The pair addressed issues of trust in other American institutions as well, from media to law enforcement, but of primary concern to both is the role of government in the American family. Government programs that interfere in the family structure abound, and more are on the way. Whether or not the government should take on the role of educator, child-minder, health care provider, or any other role typically fulfilled by a parent or someone of the parent's choosing, is an integral question.

If Americans have little faith in American institutions, then why would parents trust those institutions to educate, care for, or medicate their children? These matters are of lesser importance to those who are not parents, like Kasparian, who is able to judge a set of institutions from her own past experiences and not as they impact children in her care.

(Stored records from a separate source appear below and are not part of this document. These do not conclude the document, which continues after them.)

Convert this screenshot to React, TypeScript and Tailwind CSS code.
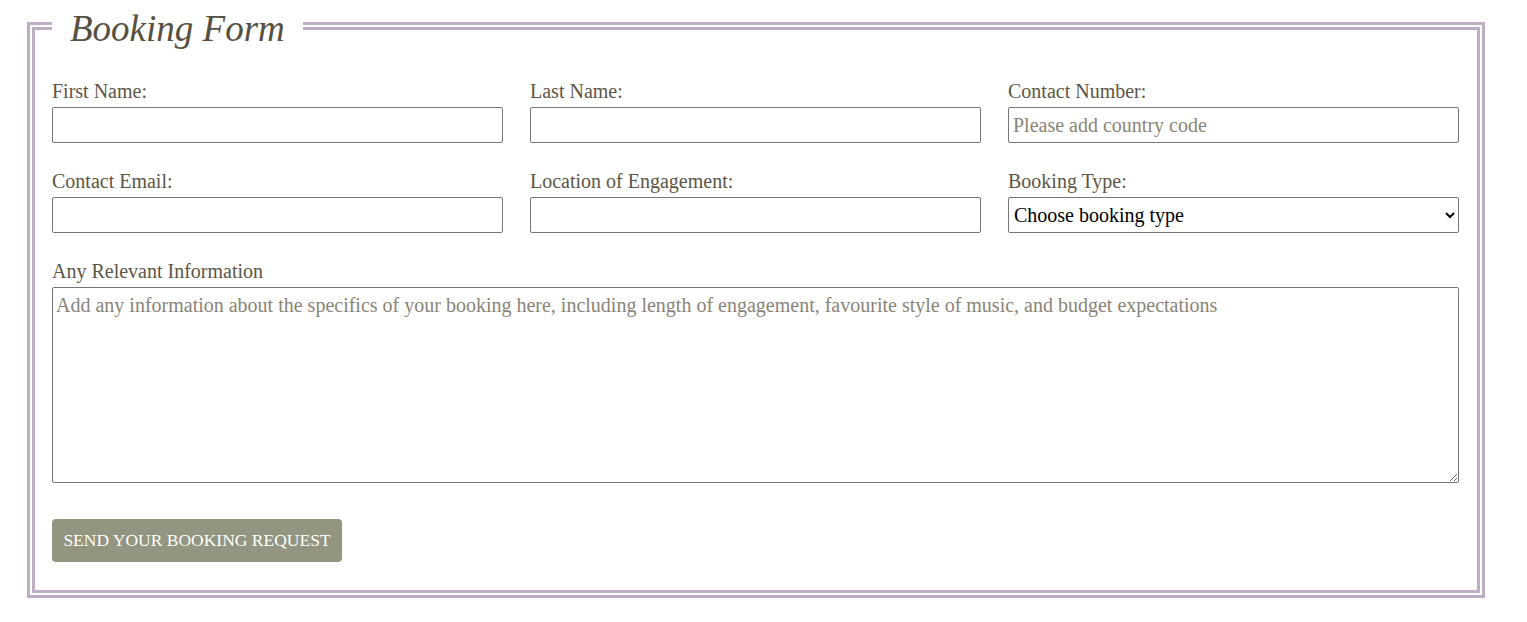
import React from 'react'

const SERIF = "font-['Liberation_Serif','Times_New_Roman',serif]"

function Field({ label, placeholder }: { label: string; placeholder?: string }) {
  return (
    <div className="flex flex-col">
      <label className="mb-[4px] text-[20px] leading-[24px] text-[#5c5646]">{label}</label>
      <input
        type="text"
        placeholder={placeholder}
        className="h-[36px] rounded-[2px] border border-[#767676] bg-white px-[4px] text-[20px] text-black outline-none placeholder:text-[#8a8478]"
      />
    </div>
  )
}

export default function App() {
  return (
    <div className={`${SERIF} min-h-screen bg-white px-[27px]`}>
      <fieldset className="w-[1458px] border-[8px] border-double border-[#bdaec6] pb-[28px] pl-[17px] pr-[18px] pt-[27px]">
        <legend className="ml-0 px-[18px] pt-[6px] text-[37px] italic leading-[46px] text-[#555041]">
          Booking Form
        </legend>

        <div className="grid grid-cols-3 gap-x-[27px] gap-y-[26px]">
          <Field label="First Name:" />
          <Field label="Last Name:" />
          <Field label="Contact Number:" placeholder="Please add country code" />
          <Field label="Contact Email:" />
          <Field label="Location of Engagement:" />
          <div className="flex flex-col">
            <label className="mb-[4px] text-[20px] leading-[24px] text-[#5c5646]">Booking Type:</label>
            <select className="h-[36px] rounded-[2px] border border-[#767676] bg-white px-[1px] text-[20px] text-black outline-none">
              <option>Choose booking type</option>
              <option>Wedding</option>
              <option>Private Party</option>
              <option>Corporate Event</option>
            </select>
          </div>
        </div>

        <div className="mt-[26px] flex flex-col">
          <label className="mb-[4px] text-[20px] leading-[24px] text-[#5c5646]">Any Relevant Information</label>
          <textarea
            placeholder="Add any information about the specifics of your booking here, including length of engagement, favourite style of music, and budget expectations"
            className="h-[196px] rounded-[2px] border border-[#767676] bg-white px-[3px] py-[2px] text-[20px] text-black outline-none placeholder:text-[#8a8478]"
          />
        </div>

        <button
          type="button"
          className="mt-[36px] h-[43px] w-[290px] rounded-[4px] bg-[#939580] text-[17.5px] uppercase text-white"
        >
          Send your booking request
        </button>
      </fieldset>
    </div>
  )
}
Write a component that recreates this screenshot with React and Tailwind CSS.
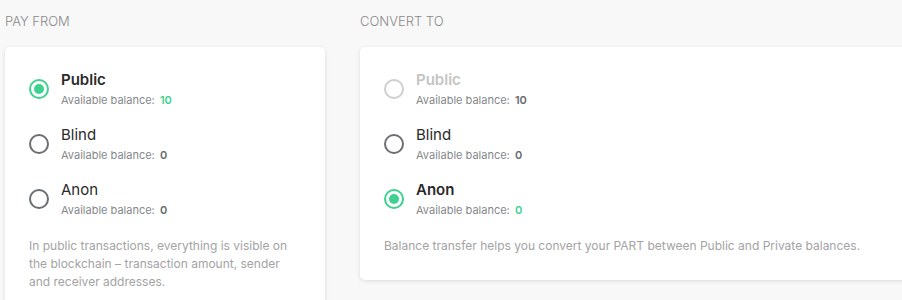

As more and more parents realize that the raising of their children is not something that should be outsourced, in large part because those who have been tasked with doing so are basically incompetent, the cultural divide will likely grow. Parents are being targeted, now by the FBI and the Biden administration, for speaking out against indoctrination, medicalization, and the governmental usurping of parental authority.

Kasparian and Shapiro were asked what gives them hope right now. For Kasparian, it is the workers, worker co-ops, and companies where the workers are "making decisions democratically within the workplace."

For Shapiro, it is that Americans are realizing that the federal government should not be the tool used to fix all the broken pieces. His concern, too, is that if we don't let Americans live according to their own dictates, "We are going to be locked in a never ending battle for supremacy and things are going to get very, very, very ugly before this is over."

The amassing of power at the federal level would be a huge problem, he said. "I think that the great threat to the country right now is the widely held belief that the solution is not at the local level and it's not at the state level that it is all at the federal level and what we ought to be arguing about each and every day is how much money and what sort of regulations we ought to pursue for 330 million people. The longer that continues, the more we're going to decide we don't actually want to be part of that body politic, that the rewards of being part of that body politic are not worth the risk of people you oppose taking control of that giant gun that is the government and pointing it at you. So I'm really hoping that some form of subsidiarity is going to return and that there will be some governmental figures who are willing to sort of reestablish the checks and balances and localism that were the hallmark of the Republic at the beginning and should be the hallmark of it again."

It's hard to get much more local than the family, and as parents take action to get more control over education, they may find that the tendrils of those policies go right back to the federal level, and need to be uprooted, and replanted, locally.